Maybe. It might have been cathartic for him to get it off his chest, they might have achieved some measure of closure. She sank into a sitting position against the wall, too drained from their encounter to walk back to the bed. Instead of feeling they’d reached any resolution, now she worried about what he’d let slip before backpedaling. Would her being here, no matter how temporarily, have negative repercussions for Faith? That Pam hadn’t expected her daughter to be anywhere near Mimosa when she’d planned this trip didn’t stop a small kernel of guilt from forming.
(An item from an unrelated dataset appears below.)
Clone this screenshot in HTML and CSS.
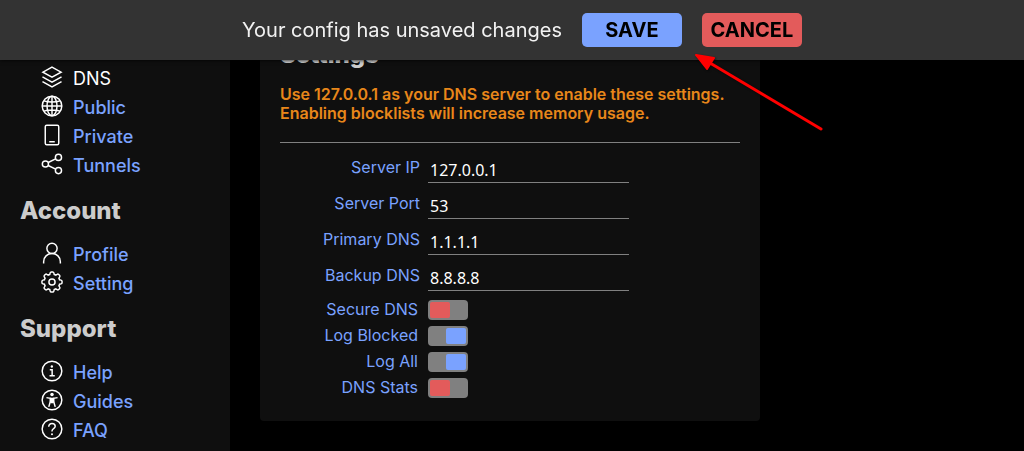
FILE: index.html
```html
<!DOCTYPE html>
<html lang="en">
<head>
<meta charset="utf-8">
<title>DNS Settings</title>
<link rel="stylesheet" href="styles.css">
</head>
<body>
<div class="banner" role="status">
  <span class="banner-text">Your config has unsaved changes</span>
  <button class="btn btn-save" type="button">SAVE</button>
  <button class="btn btn-cancel" type="button">CANCEL</button>
</div>

<div class="layout">
  <nav class="sidebar">
    <a class="item active" href="#dns"><svg class="icon" viewBox="0 0 15 15"><path d="M7.5 .8L13.7 4.2L7.5 7.6L1.3 4.2ZM1 7.4L7.5 11L14 7.4M1 10.6L7.5 14.2L14 10.6"/></svg>DNS</a>
    <a class="item" href="#public"><svg class="icon" viewBox="0 0 15 15"><circle cx="7.5" cy="7.5" r="6.7"/><ellipse cx="7.5" cy="7.5" rx="3.4" ry="6.7"/><path d="M7.5 .8V14.2M.8 7.5H14.2M2 4C5 5.1 10 5.1 13 4M2 11C5 9.9 10 9.9 13 11"/></svg>Public</a>
    <a class="item" href="#private"><svg class="icon" viewBox="0 0 15 15"><rect x="2.9" y=".8" width="9.2" height="13.4" rx="1"/><path d="M5.6 12.1H9.4"/></svg>Private</a>
    <a class="item" href="#tunnels"><svg class="icon" viewBox="0 0 15 15"><circle cx="3" cy="7.5" r="2.1"/><circle cx="11.9" cy="3" r="2.1"/><circle cx="11.9" cy="12" r="2.1"/><path d="M4.9 6.5L10 4M4.9 8.5L10 11"/></svg>Tunnels</a>

    <h2 class="heading group">Account</h2>
    <a class="item" href="#profile"><svg class="icon" viewBox="0 0 15 15"><circle cx="7.5" cy="4.3" r="3.5"/><path d="M1.8 14.7V13.4C1.8 10.2 4.3 7.9 7.5 7.9S13.2 10.2 13.2 13.4V14.7"/></svg>Profile</a>
    <a class="item" href="#setting"><svg class="icon" viewBox="0 0 15 15"><path d="M7.07.65C6.67.65 6.33.93 6.24 1.31L6 2.36C5.62 2.47 5.26 2.62 4.92 2.81L4.01 2.24C3.68 2.02 3.24 2.07 2.96 2.35L2.35 2.96C2.07 3.24 2.02 3.68 2.23 4.01L2.81 4.93C2.62 5.26 2.47 5.63 2.36 6L1.31 6.24C.92 6.33.65 6.67.65 7.07V7.93C.65 8.33.92 8.67 1.31 8.76L2.36 9C2.47 9.38 2.62 9.74 2.81 10.08L2.24 10.99C2.02 11.32 2.07 11.76 2.35 12.04L2.96 12.65C3.24 12.93 3.68 12.98 4.01 12.77L4.93 12.19C5.26 12.38 5.63 12.53 6 12.64L6.24 13.69C6.33 14.08 6.67 14.35 7.07 14.35H7.93C8.33 14.35 8.67 14.08 8.76 13.69L9 12.64C9.37 12.53 9.74 12.38 10.07 12.19L10.99 12.77C11.32 12.98 11.76 12.93 12.04 12.65L12.65 12.04C12.93 11.76 12.98 11.32 12.76 10.99L12.19 10.08C12.38 9.74 12.53 9.38 12.64 9L13.69 8.76C14.08 8.67 14.35 8.33 14.35 7.93V7.07C14.35 6.67 14.08 6.33 13.69 6.24L12.64 6C12.53 5.63 12.38 5.26 12.19 4.93L12.76 4.01C12.98 3.68 12.93 3.24 12.65 2.96L12.04 2.35C11.76 2.07 11.32 2.02 10.99 2.24L10.08 2.81C9.74 2.62 9.37 2.47 9 2.36L8.76 1.31C8.67.93 8.33.65 7.93.65Z"/><circle cx="7.5" cy="7.5" r="2.1"/></svg>Setting</a>

    <h2 class="heading group">Support</h2>
    <a class="item" href="#help"><svg class="icon" viewBox="0 0 15 15"><circle cx="7.5" cy="7.5" r="6.7"/><path d="M6 6.6H7.6V10.8M5.8 10.8H9.4"/><circle class="solid" cx="7.4" cy="4.4" r=".8"/></svg>Help</a>
    <a class="item" href="#guides"><svg class="icon" viewBox="0 0 15 15"><circle cx="7.5" cy="7.5" r="6.7"/><circle class="solid" cx="7.5" cy="3.8" r="1.2"/><path d="M3.7 5.9L6.4 6.4V8.4L5.3 12.2M11.3 5.9L8.6 6.4V8.4L9.7 12.2"/><path class="solid" d="M6 5.9H9V9L8.2 9.7H6.8L6 9Z"/></svg>Guides</a>
    <a class="item" href="#faq"><svg class="icon" viewBox="0 0 15 15"><circle cx="7.5" cy="7.5" r="6.7"/><path d="M5.3 6V5.7C5.3 4.6 6.2 3.8 7.5 3.8S9.7 4.6 9.7 5.7C9.7 7.3 7.5 7.2 7.5 8.8V9.2"/><circle class="solid" cx="7.5" cy="11.1" r=".7"/></svg>FAQ</a>
  </nav>

  <main class="content">
    <form class="panel">
      <h2 class="heading">Settings</h2>
      <p class="notice">Use 127.0.0.1 as your DNS server to enable these settings.<br>Enabling blocklists will increase memory usage.</p>
      <hr class="rule">
      <div class="field"><label for="ip">Server IP</label><input id="ip" type="text" value="127.0.0.1"></div>
      <div class="field"><label for="port">Server Port</label><input id="port" type="text" value="53"></div>
      <div class="field"><label for="dns1">Primary DNS</label><input id="dns1" type="text" value="1.1.1.1"></div>
      <div class="field"><label for="dns2">Backup DNS</label><input id="dns2" type="text" value="8.8.8.8"></div>
      <div class="toggles">
        <div class="toggle"><label for="secure">Secure DNS</label><input id="secure" type="checkbox"></div>
        <div class="toggle"><label for="blocked">Log Blocked</label><input id="blocked" type="checkbox" checked></div>
        <div class="toggle"><label for="all">Log All</label><input id="all" type="checkbox" checked></div>
        <div class="toggle"><label for="stats">DNS Stats</label><input id="stats" type="checkbox"></div>
      </div>
    </form>
  </main>
</div>

<svg class="arrow" viewBox="0 0 140 90" aria-hidden="true">
  <path class="arrow-line" d="M20 17L131 83"/>
  <path class="arrow-head" d="M6 9L24 12L17 23Z"/>
</svg>
</body>
</html>
```
FILE: styles.css
```css
* { box-sizing: border-box; }

body {
  margin: 0;
  background: #000;
  color: #fff;
  font-family: Inter, sans-serif;
  font-size: 16px;
}

.banner {
  position: fixed;
  top: 0;
  left: 0;
  right: 0;
  z-index: 2;
  display: flex;
  align-items: center;
  justify-content: center;
  height: 60px;
  background: #333;
  box-shadow: 0 0 4px #000;
}

.banner > * { margin-left: 20px; }

.banner-text {
  color: #f2f2f2;
  font-size: 20px;
}

.btn {
  width: 100px;
  height: 34px;
  padding: 0;
  border: 0;
  border-radius: 5px;
  color: #000;
  font: bold 20px Inter, sans-serif;
}

.btn-save { background: #7aa2ff; }
.btn-cancel { background: #e35b5b; }

.layout { display: flex; }

.sidebar {
  width: 230px;
  padding: 64px 20px 5px;
  background: #0f0f0f;
}

.heading {
  margin: 0;
  color: #ccc;
  font-size: 24px;
  font-weight: 800;
  line-height: 29px;
}

.group { margin: 16px 0 15px; }

.item {
  display: flex;
  gap: 10px;
  padding-left: 21px;
  color: #7aa2ff;
  font-size: 18px;
  font-weight: 500;
  line-height: 29px;
  text-decoration: none;
}

.active {
  color: #fff;
  font-weight: 400;
}

.icon {
  width: 22px;
  height: 22px;
  margin-top: 2px;
  fill: none;
  stroke: #fff;
  stroke-width: 1;
}

.icon .solid {
  fill: #fff;
  stroke: none;
}

.content {
  flex: 1;
  padding: 20px 30px 30px;
}

.panel {
  max-width: 500px;
  padding: 20px 20px 23px;
  border-radius: 4px;
  background: #0f0f0f;
}

.notice {
  margin: 16px 0 19px;
  color: #e8871a;
  font-weight: 600;
  line-height: 19px;
}

.rule {
  height: 1px;
  margin: 0 0 13px;
  border: 0;
  background: #808080;
}

.field {
  display: flex;
  gap: 8px;
  height: 36px;
}

.field label,
.toggle label {
  color: #7aa2ff;
  line-height: 22px;
  text-align: right;
}

.field label { width: 140px; }

.field input {
  width: 201px;
  height: 27px;
  padding: 2px 2px 0;
  border: 0;
  border-bottom: 1px solid #808080;
  outline: 0;
  background: transparent;
  color: #fff;
  font: 16px "Noto Sans", sans-serif;
}

.toggles {
  display: grid;
  gap: 6px;
}

.toggle {
  display: flex;
  gap: 10px;
  height: 20px;
}

.toggle label {
  width: 138px;
  line-height: 19px;
}

.toggle input {
  display: flex;
  width: 40px;
  height: 20px;
  margin: 0;
  padding: 2px;
  border-radius: 4px;
  appearance: none;
  background: #808080;
}

.toggle input::before {
  content: "";
  width: 20px;
  border-radius: 2px;
  background: #e35b5b;
}

.toggle input:checked { justify-content: flex-end; }
.toggle input:checked::before { background: #7aa2ff; }

.arrow {
  position: fixed;
  top: 46px;
  left: 690px;
  z-index: 3;
  width: 140px;
  height: 90px;
  pointer-events: none;
  filter: drop-shadow(1px 1px 1px #0008);
}

.arrow-line {
  stroke: #f00;
  stroke-width: 3;
  stroke-linecap: round;
}

.arrow-head {
  fill: #f00;
  stroke: #f00;
  stroke-width: 2;
  stroke-linejoin: round;
}
```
But trying to second-guess the emotional reaction of a near-teenager she didn’t know was impossible. Pam’s mind stumbled back to Nick, someone she’d once known intimately. It had been amazing how quickly he’d reined in his emotions today. In his younger years, he’d been very direct. Whether he’d been on the football field or romancing her, he’d always been clear about what he wanted and let others know that he would pursue his goals diligently. The only times she’d ever seen him censor himself had been during their brief, ultimately doomed, marriage, when they’d lived with his parents.
Truth be told, he’d reminded Pam a little of his parents just now. Polite, by way of the Arctic Circle.
As a teen, Pam had liked to believe she was tough, impossible to intimidate. After all, she’d grown up alone in a house with a temperamental alcoholic. But she’d been scared to death of Gwendolyn Shepard. Instead of raging when she’d learned about the pregnancy—Mae’s diatribe had blurred in Pam’s memory, but “ungrateful whore” had been the recurring theme—Nick’s mother had been icy calm.
Well, then, I suppose that’s that. Welcome to the family… . Naturally you’ll be wearing ivory for the wedding instead of white.
Prior to announcing that his girlfriend was pregnant, Nick had never let his parents down. He’d been the slightly spoiled baby of the family who spent his short marriage trying to win back parental approval. The diplomatic balancing act couldn’t have been easy on him, but, at the time, all Pam had been able to see was the way he didn’t stand up for her. When she’d complained to him about it, he’d insisted she had to be patient with his parents, that they’d adjust in time. Meanwhile, she’d felt as if the entire Shepard family had ganged up on her—including the newest Shepard, a baby girl who shrieked all the time.
Pam’s recollections of those awful postpartum months were hazy, but she remembered Faith crying constantly, as if the infant had been channeling her mother’s confusion and misery. She was better off without me.
“Miz Wilson! You up there?” Trudy’s footsteps sounded on the stairs, nearly as loud as her strident voice. A frail old lady, Trudy was not.
“Yes, ma’am,” Pam called back, summoning the energy to stand. Get back on your feet. It was a life lesson it seemed she was always learning. Some day, she vowed, all of this would be behind her and she truly would be able to stand on her own, without daily calls to Annabel. Maybe—in the distant future—Pam would even be stable enough to be there for others, help them regain their balance.
Some day. Pam opened the door to her room, checking the impulse to ask Trudy why she’d let Nick up here? “Good morning. You’re the second surprise visitor I’ve had today.”
Trudy’s snowy brows lifted. “And this is how you greet visitors? Where are your clothes, girl? Day’s half over.”
“I drove to Mississippi from California. I had some sleep to catch up on.”
“You just be sure and catch up on your sleep alone.” Trudy craned her head, scrutinizing the bedroom. “That Nick Shepard isn’t still up here, is he? He promised he’d take only a few minutes of your time and that he needed to see you immediately because it was a family emergency.” She snorted. “I suppose you’re gonna try to tell me you two are cousins?”